--- SET TASK ---
Word for word, print each line of the listing below; pictures stay out.

--- COLLECTED DATA ---

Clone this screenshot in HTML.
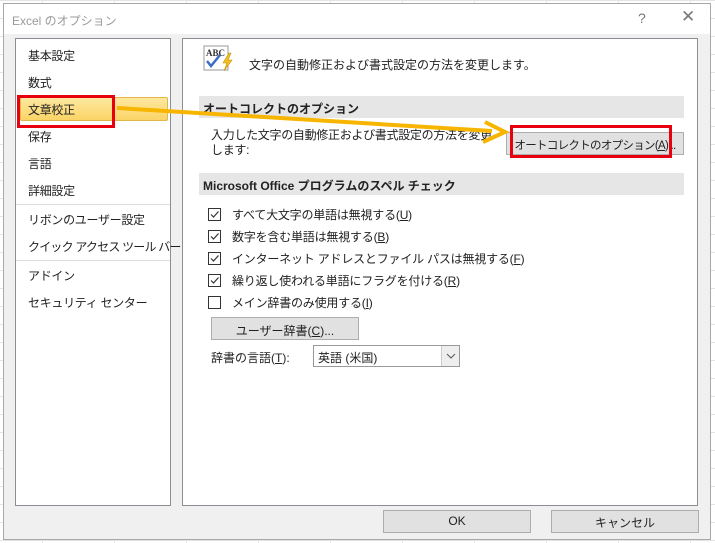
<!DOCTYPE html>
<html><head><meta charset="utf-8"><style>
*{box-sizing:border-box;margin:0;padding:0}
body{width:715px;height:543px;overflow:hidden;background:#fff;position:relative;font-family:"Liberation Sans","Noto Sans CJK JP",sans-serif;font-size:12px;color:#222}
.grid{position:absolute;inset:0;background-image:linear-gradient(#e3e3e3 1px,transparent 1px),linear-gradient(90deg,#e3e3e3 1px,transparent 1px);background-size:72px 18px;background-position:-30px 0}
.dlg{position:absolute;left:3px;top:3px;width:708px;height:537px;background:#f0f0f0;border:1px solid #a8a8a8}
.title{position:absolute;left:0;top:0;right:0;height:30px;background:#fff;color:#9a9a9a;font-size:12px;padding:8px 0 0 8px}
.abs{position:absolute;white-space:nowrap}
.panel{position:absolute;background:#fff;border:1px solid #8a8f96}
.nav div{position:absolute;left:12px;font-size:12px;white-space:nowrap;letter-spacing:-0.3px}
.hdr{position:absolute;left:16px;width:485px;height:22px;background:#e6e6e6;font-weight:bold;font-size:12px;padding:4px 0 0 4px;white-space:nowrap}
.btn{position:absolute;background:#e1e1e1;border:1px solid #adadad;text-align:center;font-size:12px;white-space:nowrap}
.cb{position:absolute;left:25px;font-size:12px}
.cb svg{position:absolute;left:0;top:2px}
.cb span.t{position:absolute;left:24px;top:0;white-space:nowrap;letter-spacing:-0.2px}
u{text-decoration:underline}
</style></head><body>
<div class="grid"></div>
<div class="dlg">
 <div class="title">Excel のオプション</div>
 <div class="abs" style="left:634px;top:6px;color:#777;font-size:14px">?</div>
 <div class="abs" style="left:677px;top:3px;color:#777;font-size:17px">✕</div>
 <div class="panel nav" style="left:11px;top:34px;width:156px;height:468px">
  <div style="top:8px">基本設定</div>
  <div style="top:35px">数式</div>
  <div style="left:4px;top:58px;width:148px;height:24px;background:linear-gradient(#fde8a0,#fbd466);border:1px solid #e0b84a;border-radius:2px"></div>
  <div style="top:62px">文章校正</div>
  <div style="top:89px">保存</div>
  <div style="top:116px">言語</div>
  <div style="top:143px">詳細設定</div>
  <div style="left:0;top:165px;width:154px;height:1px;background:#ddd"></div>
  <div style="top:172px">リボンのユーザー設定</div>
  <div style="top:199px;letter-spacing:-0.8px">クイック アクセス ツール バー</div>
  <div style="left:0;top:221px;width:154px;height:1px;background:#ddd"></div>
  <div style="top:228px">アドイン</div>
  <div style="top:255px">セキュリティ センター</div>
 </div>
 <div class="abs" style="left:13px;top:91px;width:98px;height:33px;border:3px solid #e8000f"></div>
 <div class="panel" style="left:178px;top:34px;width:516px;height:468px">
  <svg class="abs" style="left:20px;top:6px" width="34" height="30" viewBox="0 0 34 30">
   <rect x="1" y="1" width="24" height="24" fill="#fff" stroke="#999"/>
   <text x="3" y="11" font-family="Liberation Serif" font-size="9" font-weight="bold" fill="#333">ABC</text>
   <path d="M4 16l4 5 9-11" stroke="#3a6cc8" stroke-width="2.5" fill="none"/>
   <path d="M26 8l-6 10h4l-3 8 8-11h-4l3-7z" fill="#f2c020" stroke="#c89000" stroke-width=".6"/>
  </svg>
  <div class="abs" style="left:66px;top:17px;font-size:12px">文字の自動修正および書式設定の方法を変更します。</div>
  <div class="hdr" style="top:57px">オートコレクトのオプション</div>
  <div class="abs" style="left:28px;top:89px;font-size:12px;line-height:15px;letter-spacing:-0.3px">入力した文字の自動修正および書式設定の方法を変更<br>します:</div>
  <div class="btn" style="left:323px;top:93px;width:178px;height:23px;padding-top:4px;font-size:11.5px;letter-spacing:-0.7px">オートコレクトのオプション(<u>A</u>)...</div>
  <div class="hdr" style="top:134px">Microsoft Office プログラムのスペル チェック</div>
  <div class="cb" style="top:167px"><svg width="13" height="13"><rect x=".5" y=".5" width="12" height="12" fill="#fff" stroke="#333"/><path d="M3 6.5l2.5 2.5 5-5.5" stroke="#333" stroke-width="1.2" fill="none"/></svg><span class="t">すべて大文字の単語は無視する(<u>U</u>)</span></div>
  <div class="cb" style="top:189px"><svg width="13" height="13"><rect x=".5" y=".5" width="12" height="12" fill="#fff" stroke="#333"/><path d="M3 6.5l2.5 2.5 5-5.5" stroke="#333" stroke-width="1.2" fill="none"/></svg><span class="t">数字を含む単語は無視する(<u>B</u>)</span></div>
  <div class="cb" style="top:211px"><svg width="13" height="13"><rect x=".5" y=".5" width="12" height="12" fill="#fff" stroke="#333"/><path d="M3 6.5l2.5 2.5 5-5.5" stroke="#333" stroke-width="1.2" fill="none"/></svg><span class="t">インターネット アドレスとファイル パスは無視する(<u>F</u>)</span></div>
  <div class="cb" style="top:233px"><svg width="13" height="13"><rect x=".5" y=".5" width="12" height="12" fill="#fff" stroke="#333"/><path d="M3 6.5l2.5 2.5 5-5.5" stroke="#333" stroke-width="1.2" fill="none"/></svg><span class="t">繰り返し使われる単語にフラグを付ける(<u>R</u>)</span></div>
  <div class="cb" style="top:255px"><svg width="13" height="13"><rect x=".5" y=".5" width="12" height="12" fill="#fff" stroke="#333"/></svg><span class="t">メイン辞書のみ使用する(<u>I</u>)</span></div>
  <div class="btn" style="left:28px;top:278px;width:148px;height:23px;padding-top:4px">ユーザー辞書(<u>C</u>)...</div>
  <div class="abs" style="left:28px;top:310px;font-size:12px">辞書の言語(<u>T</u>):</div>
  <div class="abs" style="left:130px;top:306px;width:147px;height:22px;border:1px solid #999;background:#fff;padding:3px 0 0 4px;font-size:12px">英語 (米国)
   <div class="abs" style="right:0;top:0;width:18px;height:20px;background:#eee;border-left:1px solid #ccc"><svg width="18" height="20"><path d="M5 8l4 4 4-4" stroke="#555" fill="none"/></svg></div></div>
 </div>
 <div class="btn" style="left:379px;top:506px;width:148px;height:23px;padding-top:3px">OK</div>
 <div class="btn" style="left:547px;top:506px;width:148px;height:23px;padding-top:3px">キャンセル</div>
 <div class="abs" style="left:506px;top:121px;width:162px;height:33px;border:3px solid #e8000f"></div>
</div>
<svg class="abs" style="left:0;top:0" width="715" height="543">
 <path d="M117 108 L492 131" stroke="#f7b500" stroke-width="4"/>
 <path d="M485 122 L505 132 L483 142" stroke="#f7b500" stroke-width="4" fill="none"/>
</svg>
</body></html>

--- RESULT FOR THIS TASK ---
Clone this screenshot in HTML.
<!DOCTYPE html>
<html><head><meta charset="utf-8"><style>
*{box-sizing:border-box;margin:0;padding:0}
body{width:715px;height:543px;overflow:hidden;background:#fff;position:relative;font-family:"Liberation Sans","Noto Sans CJK JP",sans-serif;font-size:12px;color:#222}
.grid{position:absolute;inset:0;background-image:linear-gradient(#e3e3e3 1px,transparent 1px),linear-gradient(90deg,#e3e3e3 1px,transparent 1px);background-size:72px 18px;background-position:-30px 0}
.dlg{position:absolute;left:3px;top:3px;width:708px;height:537px;background:#f0f0f0;border:1px solid #a8a8a8}
.title{position:absolute;left:0;top:0;right:0;height:30px;background:#fff;color:#9a9a9a;font-size:12px;padding:8px 0 0 8px}
.abs{position:absolute;white-space:nowrap}
.panel{position:absolute;background:#fff;border:1px solid #8a8f96}
.nav div{position:absolute;left:12px;font-size:12px;white-space:nowrap;letter-spacing:-0.3px}
.hdr{position:absolute;left:16px;width:485px;height:22px;background:#e6e6e6;font-weight:bold;font-size:12px;padding:4px 0 0 4px;white-space:nowrap}
.btn{position:absolute;background:#e1e1e1;border:1px solid #adadad;text-align:center;font-size:12px;white-space:nowrap}
.cb{position:absolute;left:25px;font-size:12px}
.cb svg{position:absolute;left:0;top:2px}
.cb span.t{position:absolute;left:24px;top:0;white-space:nowrap;letter-spacing:-0.2px}
u{text-decoration:underline}
</style></head><body>
<div class="grid"></div>
<div class="dlg">
 <div class="title">Excel のオプション</div>
 <div class="abs" style="left:634px;top:6px;color:#777;font-size:14px">?</div>
 <div class="abs" style="left:677px;top:3px;color:#777;font-size:17px">✕</div>
 <div class="panel nav" style="left:11px;top:34px;width:156px;height:468px">
  <div style="top:8px">基本設定</div>
  <div style="top:35px">数式</div>
  <div style="left:4px;top:58px;width:148px;height:24px;background:linear-gradient(#fde8a0,#fbd466);border:1px solid #e0b84a;border-radius:2px"></div>
  <div style="top:62px">文章校正</div>
  <div style="top:89px">保存</div>
  <div style="top:116px">言語</div>
  <div style="top:143px">詳細設定</div>
  <div style="left:0;top:165px;width:154px;height:1px;background:#ddd"></div>
  <div style="top:172px">リボンのユーザー設定</div>
  <div style="top:199px;letter-spacing:-0.8px">クイック アクセス ツール バー</div>
  <div style="left:0;top:221px;width:154px;height:1px;background:#ddd"></div>
  <div style="top:228px">アドイン</div>
  <div style="top:255px">セキュリティ センター</div>
 </div>
 <div class="abs" style="left:13px;top:91px;width:98px;height:33px;border:3px solid #e8000f"></div>
 <div class="panel" style="left:178px;top:34px;width:516px;height:468px">
  <svg class="abs" style="left:20px;top:6px" width="34" height="30" viewBox="0 0 34 30">
   <rect x="1" y="1" width="24" height="24" fill="#fff" stroke="#999"/>
   <text x="3" y="11" font-family="Liberation Serif" font-size="9" font-weight="bold" fill="#333">ABC</text>
   <path d="M4 16l4 5 9-11" stroke="#3a6cc8" stroke-width="2.5" fill="none"/>
   <path d="M26 8l-6 10h4l-3 8 8-11h-4l3-7z" fill="#f2c020" stroke="#c89000" stroke-width=".6"/>
  </svg>
  <div class="abs" style="left:66px;top:17px;font-size:12px">文字の自動修正および書式設定の方法を変更します。</div>
  <div class="hdr" style="top:57px">オートコレクトのオプション</div>
  <div class="abs" style="left:28px;top:89px;font-size:12px;line-height:15px;letter-spacing:-0.3px">入力した文字の自動修正および書式設定の方法を変更<br>します:</div>
  <div class="btn" style="left:323px;top:93px;width:178px;height:23px;padding-top:4px;font-size:11.5px;letter-spacing:-0.7px">オートコレクトのオプション(<u>A</u>)...</div>
  <div class="hdr" style="top:134px">Microsoft Office プログラムのスペル チェック</div>
  <div class="cb" style="top:167px"><svg width="13" height="13"><rect x=".5" y=".5" width="12" height="12" fill="#fff" stroke="#333"/><path d="M3 6.5l2.5 2.5 5-5.5" stroke="#333" stroke-width="1.2" fill="none"/></svg><span class="t">すべて大文字の単語は無視する(<u>U</u>)</span></div>
  <div class="cb" style="top:189px"><svg width="13" height="13"><rect x=".5" y=".5" width="12" height="12" fill="#fff" stroke="#333"/><path d="M3 6.5l2.5 2.5 5-5.5" stroke="#333" stroke-width="1.2" fill="none"/></svg><span class="t">数字を含む単語は無視する(<u>B</u>)</span></div>
  <div class="cb" style="top:211px"><svg width="13" height="13"><rect x=".5" y=".5" width="12" height="12" fill="#fff" stroke="#333"/><path d="M3 6.5l2.5 2.5 5-5.5" stroke="#333" stroke-width="1.2" fill="none"/></svg><span class="t">インターネット アドレスとファイル パスは無視する(<u>F</u>)</span></div>
  <div class="cb" style="top:233px"><svg width="13" height="13"><rect x=".5" y=".5" width="12" height="12" fill="#fff" stroke="#333"/><path d="M3 6.5l2.5 2.5 5-5.5" stroke="#333" stroke-width="1.2" fill="none"/></svg><span class="t">繰り返し使われる単語にフラグを付ける(<u>R</u>)</span></div>
  <div class="cb" style="top:255px"><svg width="13" height="13"><rect x=".5" y=".5" width="12" height="12" fill="#fff" stroke="#333"/></svg><span class="t">メイン辞書のみ使用する(<u>I</u>)</span></div>
  <div class="btn" style="left:28px;top:278px;width:148px;height:23px;padding-top:4px">ユーザー辞書(<u>C</u>)...</div>
  <div class="abs" style="left:28px;top:310px;font-size:12px">辞書の言語(<u>T</u>):</div>
  <div class="abs" style="left:130px;top:306px;width:147px;height:22px;border:1px solid #999;background:#fff;padding:3px 0 0 4px;font-size:12px">英語 (米国)
   <div class="abs" style="right:0;top:0;width:18px;height:20px;background:#eee;border-left:1px solid #ccc"><svg width="18" height="20"><path d="M5 8l4 4 4-4" stroke="#555" fill="none"/></svg></div></div>
 </div>
 <div class="btn" style="left:379px;top:506px;width:148px;height:23px;padding-top:3px">OK</div>
 <div class="btn" style="left:547px;top:506px;width:148px;height:23px;padding-top:3px">キャンセル</div>
 <div class="abs" style="left:506px;top:121px;width:162px;height:33px;border:3px solid #e8000f"></div>
</div>
<svg class="abs" style="left:0;top:0" width="715" height="543">
 <path d="M117 108 L492 131" stroke="#f7b500" stroke-width="4"/>
 <path d="M485 122 L505 132 L483 142" stroke="#f7b500" stroke-width="4" fill="none"/>
</svg>
</body></html>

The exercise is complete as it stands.